Eine Stunde ungefähr vor Eröffnung des Meetings waren große Massen von Chartisten vor der Tavern versammelt. Sobald die Tore eröffnet, wurde den Herren Slocombe und Workrnan verboten, irgend jemand ohne Karten zuzulassen. Acht Karten wurden widerwillig ausgeteilt, um Aufschub zu verschaffen in einem Augenblicke, wo der Andrang von außen ernsthaft zu werden schien. Der Aufschub wurde benutzt, um eine in einer Neben- <227> straße bereitstehende Abteilung Polizei einzuschieben. Von diesem Augenblick ward niemand mehr zugelassen außer "den bekannten Kaufleuten und Bankiers". Ja, Leute in Arbeitertracht, in den bekannten Samtjacken, wurden abgewiesen, selbst wenn sie mit Einlaßkarten versehen waren.

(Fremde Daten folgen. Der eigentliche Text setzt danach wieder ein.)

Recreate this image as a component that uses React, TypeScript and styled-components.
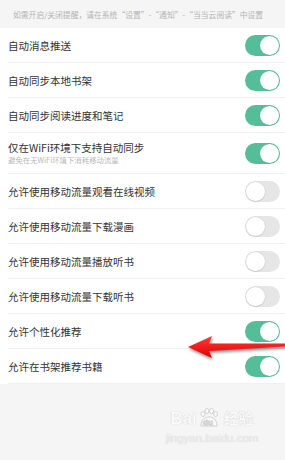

Um die in der Straße harrende Arbeitermasse zu täuschen, wurden die Türen plötzlich geschlossen und Zettel angeschlagen des Inhalts: "Die Halle ist voll. Es kann niemand mehr herein." Zu dieser Zeit war aber die Halle noch nicht halb gefüllt, und "Gentlemen", die in ihren Wagen vorfuhren, wurden zugelassen durch die Fenster und vermittels einer Hintertür durch die Küche. Die Arbeitermasse zerstreute sich ruhig, da sie von dem Verrat nichts ahnte. Obgleich Ernest Jones während des Meetings sein "Plattformticket" vorwies, wurde er nicht zur Tribüne und natürlich noch weniger zum Sprechen zugelassen. Die Assoziation hatte zwei Zwecke erreicht - die Opposition der Chartisten zu verhindern und auf die Masse in der Straße als ihren Anhang zeigen zu können. Aber sie sollte auch nur in der Straße als Statist figurieren.
Ernest Jones, in einem Aufruf an die Arbeiter Englands, erzählt den Verlauf dieser Intrigenkomödie und wirft der Administrativreform-Assoziation den Fehdehandschuh hin im Namen der Chartisten.